Speaking of their partnership as curators, she turned to Pule. “This collaboration is significant, and for me personally it’s special. I think it is such an accolade from the Trust. Our paths crossed about six years ago. Pule was a recipient of the SOST’s bursary programme when he was in grades 11 and 12. And I volunteered to be his tutor. So when the Trust approached Pule and me together, I thought what a beautiful full circle.” V

Initiation

“This is my first experience as a curator,” Pule Dloti told me. “I always say that I’m grateful for the support I have received ever since I decided, in grade 11, that
I wanted to become an artist.” A recipient of the SOST’s KickstArt initiative when
he was a talented grade 11 and 12 pupil at Stellenzicht Secondary School, Pule is now a gallery assistant at Oude Leeskamer and an assistant teacher at
the PJ Olivier Art Centre in Stellenbosch while he works towards his Fine Arts (Hons) degree at the university.

“My art is based mainly on my heritage and how Western culture influences African culture,” he said. “I focus on the initiation ceremony, especially the complex role of the mother as the person who raises the young men who attend the initiation schools.
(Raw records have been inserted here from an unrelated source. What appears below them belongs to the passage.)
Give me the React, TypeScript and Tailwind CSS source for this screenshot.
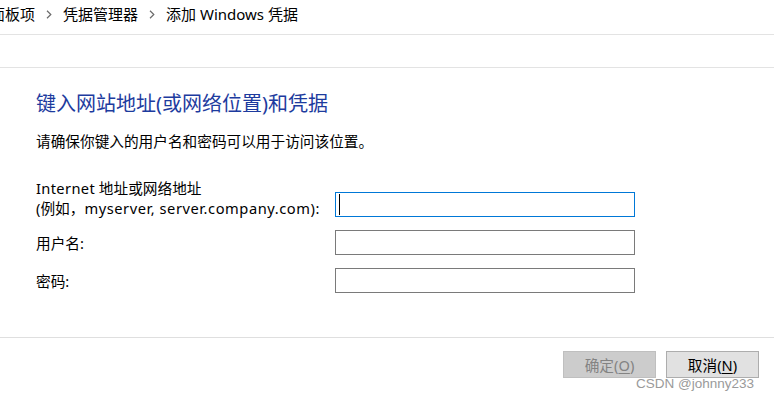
import React from "react";

const FONT = { fontFamily: '"Noto Sans", "Noto Sans CJK SC", sans-serif' };

function Chevron() {
  return (
    <svg width="6" height="9" viewBox="0 0 6 9" className="shrink-0">
      <path d="M1 0.8 L4.8 4.5 L1 8.2" fill="none" stroke="#6b6b6b" strokeWidth="1.2" />
    </svg>
  );
}

export default function App() {
  return (
    <div className="relative w-[774px] h-[401px] bg-white overflow-hidden text-black flex flex-col" style={FONT}>
      {/* breadcrumb */}
      <div className="h-[35px] shrink-0 border-b border-[#e3e3e3] flex items-start pt-[4px] text-[15px] leading-[20px] whitespace-nowrap">
        <span className="-ml-[70px]">所有控制面板项</span>
        <span className="mx-[11px] flex items-center h-[20px]"><Chevron /></span>
        <span>凭据管理器</span>
        <span className="mx-[11px] flex items-center h-[20px]"><Chevron /></span>
        <span>添加 Windows 凭据</span>
      </div>
      <div className="h-[33px] shrink-0 border-b border-[#e3e3e3]" />

      {/* content */}
      <div className="h-[269px] shrink-0 pl-[36px] pt-[22px] flex flex-col">
        <div className="text-[20px] leading-[28px] text-[#1d3b9e]">键入网站地址(或网络位置)和凭据</div>
        <div className="mt-[13px] text-[14.67px] leading-[20px]">请确保你键入的用户名和密码可以用于访问该位置。</div>

        <div className="mt-[27px] flex flex-col">
          <div className="flex h-[40px]">
            <div className="w-[299px] text-[14.67px] leading-[20px] whitespace-nowrap">
              <div>
                <span className="tracking-[0.35px]">Internet</span> 地址或网络地址
              </div>
              <div>
                (例如，<span className="tracking-[0.55px]">myserver, server.company.com):</span>
              </div>
            </div>
            <div className="mt-[14px] w-[300px] h-[25px] border border-[#0078d7] relative">
              <div className="absolute left-[3px] top-[1px] w-px h-[21px] bg-black" />
            </div>
          </div>
          <div className="flex mt-[12px] h-[25px] items-center">
            <div className="w-[299px] text-[14.67px] leading-[20px]">用户名:</div>
            <div className="w-[300px] h-[25px] border border-[#7a7a7a]" />
          </div>
          <div className="flex mt-[13px] h-[25px] items-center">
            <div className="w-[299px] text-[14.67px] leading-[20px]">密码:</div>
            <div className="w-[300px] h-[25px] border border-[#7a7a7a]" />
          </div>
        </div>
      </div>

      {/* footer */}
      <div className="border-t border-[#dfdfdf] pt-[13px] pr-[15px] flex justify-end gap-[10px]">
        <button className="w-[93px] h-[27px] bg-[#cccccc] border border-[#bfbfbf] text-[#838383] text-[14.67px] leading-[20px] flex items-center justify-center">
          确定(<span className="underline underline-offset-2">O</span>)
        </button>
        <button className="w-[93px] h-[27px] bg-[#e1e1e1] border border-[#adadad] text-black text-[14.67px] leading-[20px] flex items-center justify-center">
          取消(<span className="underline underline-offset-2">N</span>)
        </button>
      </div>

      {/* watermark */}
      <div
        className="absolute left-[636px] top-[375px] text-[13.5px] leading-[18px] text-[#9a9a9a] whitespace-nowrap"
        style={{ fontFamily: '"Liberation Sans", Arial, sans-serif' }}
      >
        CSDN @johnny233
      </div>
    </div>
  );
}
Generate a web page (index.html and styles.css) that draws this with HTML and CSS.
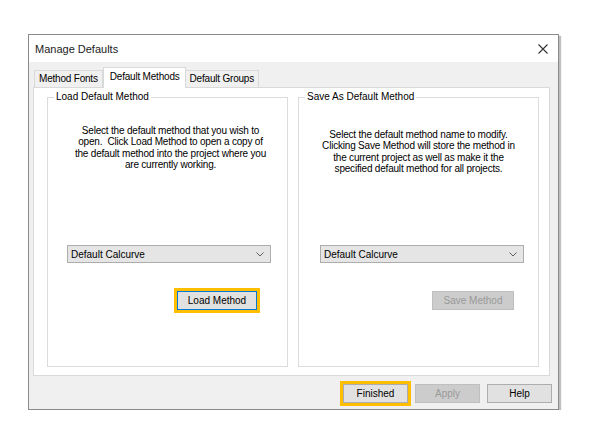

And the role initiation plays in shaping these young men’s perception of their parents.”

He went on to explain, “I was raised by a single mother. She was father and mother at the same time. So in my work I put my mom in a position where she doesn’t have a position: in a room where only men are supposed to be.”

This did not make sense to a lot of people, he chuckled. “I asked my friends who went to initiation school with me and had fathers what they thought about my artwork. And they said, now that I had explained it, it made sense to them.”